When we got back into the Thai van, a Swedish girl asked me to trade seats because she felt sick. I didn’t have a problem with it, and gladly switched seats with her. I was filled with instant regret. Not only was the seat in the back of the bus, but it was right next 2 Russian dudes that wouldn’t stop talking. The one who was sitting directly next to me was 50 shades of repulsive. I didn’t care to ask his name, so I’ll just refer to him as Vladimir.

Vladimir was the most obnoxious person I think I’ve ever seen in public. There were 9 exhausted passengers in the bus, and he was talking louder than I talk to a classroom of 30 kindergartners during heavy construction. When his friend didn’t want to talk to him anymore, he made phone calls. He took his shoes and socks off and rested his feet on the headrest of the poor lady in front of him. He elbowed me so many times that I started to anticipate the next one.   I quickly understood why the Swedish girl wanted to move up front. Every time we stopped for a rest break, he went into the 7/11 and came out with handfuls of junk food. Not chips and candy, but 7/11 “hot meals.” Keep in mind this is SE Asia. He hobbled into the bus with mincemeat sandwiches, shrimp burgers, and pork meatballs. Remember Augustus Gloop from Willy Wonka? Vladimir was the Russian version of that kid. I really wanted to discreetly take a picture of him for the blog, but didn’t dare look in his direction with all of the nasty burps he was letting out.
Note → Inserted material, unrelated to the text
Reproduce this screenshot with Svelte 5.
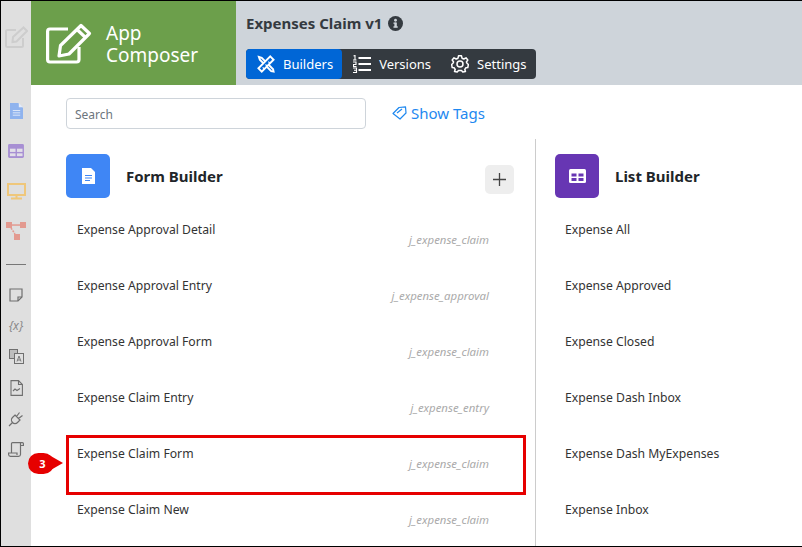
<script>
  const formRows = [
    { name: "Expense Approval Detail", table: "j_expense_claim" },
    { name: "Expense Approval Entry", table: "j_expense_approval" },
    { name: "Expense Approval Form", table: "j_expense_claim" },
    { name: "Expense Claim Entry", table: "j_expense_entry" },
    { name: "Expense Claim Form", table: "j_expense_claim", marked: true },
    { name: "Expense Claim New", table: "j_expense_claim" }
  ];
  const listRows = [
    "Expense All",
    "Expense Approved",
    "Expense Closed",
    "Expense Dash Inbox",
    "Expense Dash MyExpenses",
    "Expense Inbox"
  ];
</script>

<div class="frame">
  <aside class="rail">
    <svg class="rail-top" width="24" height="24" viewBox="0 0 24 24" fill="none" stroke="#cdcdcd" stroke-width="2">
      <path d="M12 5H3.500A1.500 1.500 0 0 0 2 6.500V20.500A1.500 1.500 0 0 0 3.500 22H17.500A1.500 1.500 0 0 0 19 20.500V13" />
      <path d="M9 12 19.500 2.500 23 6 12.500 16.500 8.500 17Z" />
    </svg>
    <div class="rail-group">
      <svg width="13" height="16" viewBox="0 0 14 17"><path d="M0 0H9L14 5V17H0Z" fill="#8fb3ee" /><path d="M9.500 0 14 4.500H9.500Z" fill="#e4ecfa" /><path d="M3 8H11M3 10.500H11M3 13H11" stroke="#e4ecfa" /></svg>
      <svg width="16" height="14" viewBox="0 0 17 15"><rect width="17" height="15" rx="1.500" fill="#a78fd3" /><rect x="2" y="5" width="6" height="3.500" fill="#e2dfe8" /><rect x="9.500" y="5" width="6" height="3.500" fill="#e2dfe8" /><rect x="2" y="10" width="6" height="3" fill="#e2dfe8" /><rect x="9.500" y="10" width="6" height="3" fill="#e2dfe8" /></svg>
      <svg width="19" height="17" viewBox="0 0 19 17" fill="none" stroke="#efc77b" stroke-width="2"><rect x="1" y="1" width="17" height="11" /><path d="M9.500 12V15M4 15.500H15" /></svg>
      <svg width="20" height="18" viewBox="0 0 20 18" fill="#e39a90"><rect width="6" height="6" /><rect x="14" width="6" height="6" /><rect x="8" y="12" width="6" height="6" /><path d="M5 2.300H15V3.800H5Z" /><path d="M5 6 9 12" stroke="#e39a90" stroke-width="1.500" stroke-dasharray="2 1" /></svg>
    </div>
    <div class="rail-line"></div>
    <div class="rail-group small">
      <svg width="14" height="14" viewBox="0 0 14 14" fill="none" stroke="#6f6f6f" stroke-width="1.200"><path d="M1 1H13V9L9 13H1Z" /><path d="M13 9H9V13" /></svg>
      <span class="var">&#123;x&#125;</span>
      <svg width="15" height="15" viewBox="0 0 15 15" fill="none" stroke="#6f6f6f"><rect x="0.500" y="0.500" width="8" height="9" fill="#bdbdbd" /><rect x="5.500" y="4.500" width="9" height="10" fill="#dfdfdf" /><path d="M8 12.500 10 7 12 12.500M8.800 11H11.200" stroke-width="0.900" /></svg>
      <svg width="13" height="16" viewBox="0 0 13 16" fill="none" stroke="#6f6f6f" stroke-width="1.100"><path d="M1 .6H8.500L12.400 4.500V15.400H1Z" /><path d="M8.500 .6V4.500H12.400M3 11 5 9 7 10.500 10 8.500" /></svg>
      <svg width="16" height="16" viewBox="0 0 16 16" fill="none" stroke="#6f6f6f" stroke-width="1.200"><path d="M1 15 5 11M7 4 12 9 9.500 11.500A3 3 0 0 1 4.500 6.500ZM8.500 5.500 11.500 1.500M10.500 7.500 14.500 4.500" /></svg>
      <svg width="16" height="15" viewBox="0 0 16 15" fill="none" stroke="#6f6f6f" stroke-width="1.200"><path d="M3.500 11V1.600A1 1 0 0 1 4.500 .6H14.400A1 1 0 0 1 15.400 1.600V3.500H12.500M12.500 1V12.500A2 2 0 0 1 10.500 14.400H2.500A2 2 0 0 1 .6 12.500V11H9V13" /></svg>
    </div>
  </aside>

  <div class="main">
    <header class="topbar">
      <div class="brand">
        <svg width="46" height="41" viewBox="0 0 46 41" fill="none" stroke="#fff" stroke-width="3.200">
          <path d="M22 6H4A2.500 2.500 0 0 0 1.600 8.500V36.500A2.500 2.500 0 0 0 4 39H30.500A2.500 2.500 0 0 0 33 36.500V24" stroke-linejoin="round" />
          <path d="M14.500 22.500 35 2.500 43.500 10.500 23 31 13 33Z" stroke-linejoin="round" />
          <path d="M31 6.500 39.500 14.500" />
        </svg>
        <div class="brand-text">App<br />Composer</div>
      </div>
      <div class="app-info">
        <div class="app-title">
          <span>Expenses Claim v1</span>
          <svg width="15" height="15" viewBox="0 0 16 16"><circle cx="8" cy="8" r="8" fill="#343a40" /><rect x="6.800" y="7" width="2.600" height="5" fill="#ced4da" /><rect x="5.800" y="11" width="4.600" height="1.500" fill="#ced4da" /><rect x="5.800" y="7" width="3" height="1.300" fill="#ced4da" /><circle cx="8" cy="4.500" r="1.500" fill="#ced4da" /></svg>
        </div>
        <nav class="tabs">
          <button class="tab active">
            <svg width="18" height="18" viewBox="0 0 19 19" fill="none" stroke="#fff" stroke-width="2"><path d="M2 2 5 3 17 15 17.500 17.500 15 17 3 5Z" /><path d="M14 1.500 17.500 5 5 17.500 1.500 14Z" fill="#0066d6" /><path d="M6 13 7.500 14.500M9 10 10.500 11.500M12 7 13.500 8.500" stroke-width="1.200" /></svg>
            Builders
          </button>
          <button class="tab">
            <svg width="18" height="18" viewBox="0 0 18 18" fill="none" stroke="#fff"><path d="M5.500 3H18M5.500 9H18M5.500 15H18" stroke-width="1.800" /><path d="M0.500 1 2 .5V5M0 5H3.500M0 7H3V9.500H.5V11.500H3.500M0 13H3.500V17.500H0M1 15.200H3.500" stroke-width="1.100" /></svg>
            Versions
          </button>
          <button class="tab">
            <svg width="18" height="18" viewBox="0 0 18 18" fill="none" stroke="#fff" stroke-width="1.500"><circle cx="9" cy="9" r="3" /><path d="M7.500 .8H10.500L11 3.200 12.800 4 15 2.800 16.800 5 15.400 7 16 8.200 17.400 9.500 16.800 12.500 14.800 12.800 13.800 14.500 14.500 16.500 11.800 17 10.500 15.500H7.500L6.200 17 3.500 16.500 4.200 14.500 3.200 12.800 1.200 12.500.6 9.500 2 8.200 2.600 7 1.200 5 3 2.800 5.200 4 7 3.200Z" stroke-linejoin="round" /></svg>
            Settings
          </button>
        </nav>
      </div>
    </header>

    <div class="toolbar">
      <input class="search" type="text" placeholder="Search" />
      <span class="tags">
        <svg width="15" height="14" viewBox="0 0 15 14" fill="none" stroke="#1e88f0" stroke-width="1.200"><path d="M1 7.500 7 1.500 13.500.8 14 7 8 13Z" stroke-linejoin="round" /><path d="M5 7 10 3" /></svg>
        Show Tags
      </span>
    </div>

    <div class="builders">
      <section class="col form-col">
        <div class="col-head">
          <div class="col-icon blue">
            <svg width="13" height="16" viewBox="0 0 13 16"><path d="M0 0H9L13 4V16H0Z" fill="#fff" /><path d="M3 7.500H10M3 10H10M3 12.500H8" stroke="#3f86f5" stroke-width="1.100" /></svg>
          </div>
          <h2>Form Builder</h2>
          <button class="add" aria-label="Add">
            <svg width="15" height="15" viewBox="0 0 15 15" stroke="#444" stroke-width="1.300"><path d="M7.500 1V14M1 7.500H14" /></svg>
          </button>
        </div>
        {#each formRows as row}
          <div class="row">
            <span class="name">{row.name}</span>
            <span class="table">{row.table}</span>
            {#if row.marked}
              <span class="mark"></span>
              <span class="callout">3</span>
            {/if}
          </div>
        {/each}
      </section>

      <section class="col list-col">
        <div class="col-head">
          <div class="col-icon purple">
            <svg width="17" height="14" viewBox="0 0 17 14"><rect width="17" height="14" rx="1.500" fill="#fff" /><rect x="2.500" y="4.500" width="5" height="3" fill="#6736b3" /><rect x="9.500" y="4.500" width="5" height="3" fill="#6736b3" /><rect x="2.500" y="9" width="5" height="3" fill="#6736b3" /><rect x="9.500" y="9" width="5" height="3" fill="#6736b3" /></svg>
          </div>
          <h2>List Builder</h2>
        </div>
        {#each listRows as name}
          <div class="row"><span class="name">{name}</span></div>
        {/each}
      </section>
    </div>
  </div>
</div>

<style>
  :global(body) {
    margin: 0;
    background: #fff;
  }

  .frame {
    width: 802px;
    height: 547px;
    box-sizing: border-box;
    border-top: 1px solid #000;
    border-left: 1px solid #000;
    border-bottom: 1px solid #000;
    display: flex;
    overflow: hidden;
    font-family: "Noto Sans", "Open Sans", sans-serif;
    color: #212529;
  }

  .rail {
    width: 30px;
    flex: none;
    background: #dfdfdf;
    display: flex;
    flex-direction: column;
    align-items: center;
  }

  .rail-top {
    margin-top: 24px;
  }

  .rail-group {
    margin-top: 42px;
    display: grid;
    grid-auto-rows: 40px;
    align-items: center;
    justify-items: center;
  }

  .rail-line {
    width: 20px;
    height: 1px;
    background: #777;
    margin-top: 13px;
  }

  .rail-group.small {
    margin-top: 14px;
    grid-auto-rows: 31px;
  }

  .var {
    font-size: 12px;
    font-style: italic;
    color: #8a8a8a;
    line-height: 14px;
  }

  .main {
    flex: 1;
    min-width: 0;
    display: flex;
    flex-direction: column;
  }

  .topbar {
    height: 84px;
    flex: none;
    background: #ced4da;
    display: flex;
  }

  .brand {
    width: 205px;
    background: #6c9f4b;
    color: #fff;
    display: flex;
    align-items: center;
    gap: 14px;
    padding-left: 15px;
    box-sizing: border-box;
  }

  .brand-text {
    font-size: 19px;
    line-height: 22px;
    margin-top: 1px;
  }

  .app-info {
    padding: 12px 0 0 10px;
  }

  .app-title {
    display: flex;
    align-items: center;
    gap: 6px;
    font-size: 15px;
    font-weight: 700;
    color: #343a40;
    line-height: 20px;
    height: 20px;
  }

  .tabs {
    display: flex;
    width: fit-content;
    margin-top: 16px;
    background: #343a40;
    border-radius: 4px;
    height: 30px;
  }

  .tab {
    display: flex;
    align-items: center;
    gap: 8px;
    border: 0;
    background: none;
    color: #fff;
    font: inherit;
    font-size: 13px;
    padding: 0 9px 0 11px;
    border-radius: 4px;
  }

  .tab.active {
    background: #0066d6;
  }

  .toolbar {
    display: flex;
    align-items: center;
    height: 54px;
    flex: none;
    box-sizing: border-box;
    padding: 3px 0 0 35px;
    gap: 26px;
  }

  .search {
    width: 300px;
    height: 31px;
    box-sizing: border-box;
    border: 1px solid #ced4da;
    border-radius: 4px;
    padding: 1px 8px 0;
    font: inherit;
    font-size: 12px;
  }

  .search::placeholder {
    color: #6c757d;
    opacity: 1;
  }

  .tags {
    display: flex;
    align-items: center;
    gap: 4px;
    color: #1e88f0;
    font-size: 15px;
    margin-top: -1px;
  }

  .builders {
    display: flex;
    flex: 1;
    min-height: 0;
  }

  .col-head {
    display: flex;
    align-items: center;
    height: 44px;
    margin-bottom: 22px;
  }

  .form-col {
    width: 505px;
    flex: none;
    box-sizing: border-box;
    padding: 15px 21px 0 35px;
    border-right: 1px solid #ccc;
  }

  .list-col {
    flex: 1;
    padding: 15px 0 0 19px;
  }

  .list-col .row {
    padding-left: 10px;
  }

  .col-icon {
    width: 44px;
    height: 44px;
    border-radius: 5px;
    display: flex;
    align-items: center;
    justify-content: center;
    flex: none;
  }

  .blue {
    background: #3f86f5;
  }

  .purple {
    background: #6736b3;
  }

  h2 {
    margin: 0 0 0 16px;
    font-size: 15px;
    font-weight: 700;
    color: #212529;
  }

  .add {
    margin: 6px 0 0 auto;
    width: 29px;
    height: 29px;
    border: 0;
    border-radius: 5px;
    background: #eee;
    padding: 0;
    display: flex;
    align-items: center;
    justify-content: center;
  }

  .row {
    position: relative;
    height: 56px;
    box-sizing: border-box;
    padding: 0 25px 0 11px;
    font-size: 12.2px;
    display: flex;
    justify-content: space-between;
  }

  .name {
    line-height: 20px;
    color: #333;
  }

  .table {
    margin-top: 12px;
    line-height: 16px;
    font-size: 11.4px;
    font-style: italic;
    color: #aaa;
  }

  .mark {
    position: absolute;
    left: 0;
    right: -12px;
    top: -9px;
    height: 60px;
    box-sizing: border-box;
    border: 3px solid #e60000;
  }

  .callout {
    position: absolute;
    left: -38px;
    top: 9px;
    width: 26px;
    height: 21px;
    border-radius: 11px;
    background: #e60000;
    color: #fff;
    font-size: 11px;
    font-weight: 700;
    line-height: 21px;
    text-align: center;
    text-indent: 3px;
  }

  .callout::after {
    content: "";
    position: absolute;
    right: -9px;
    top: 2px;
    border-left: 14px solid #e60000;
    border-top: 8px solid transparent;
    border-bottom: 8px solid transparent;
  }
</style>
Sheesh. I hate to be so negative about the whole thing, but the trip back was seriously miserable.

Needless to say, I was overjoyed to arrive back at my apartment. Now I have a three day weekend, and all I want to do is sleep. That trip was exhausting. I realized that I really only saved about $40 by doing the bus trip. If I ever have to do another Thai visa run, I am going by plane!!!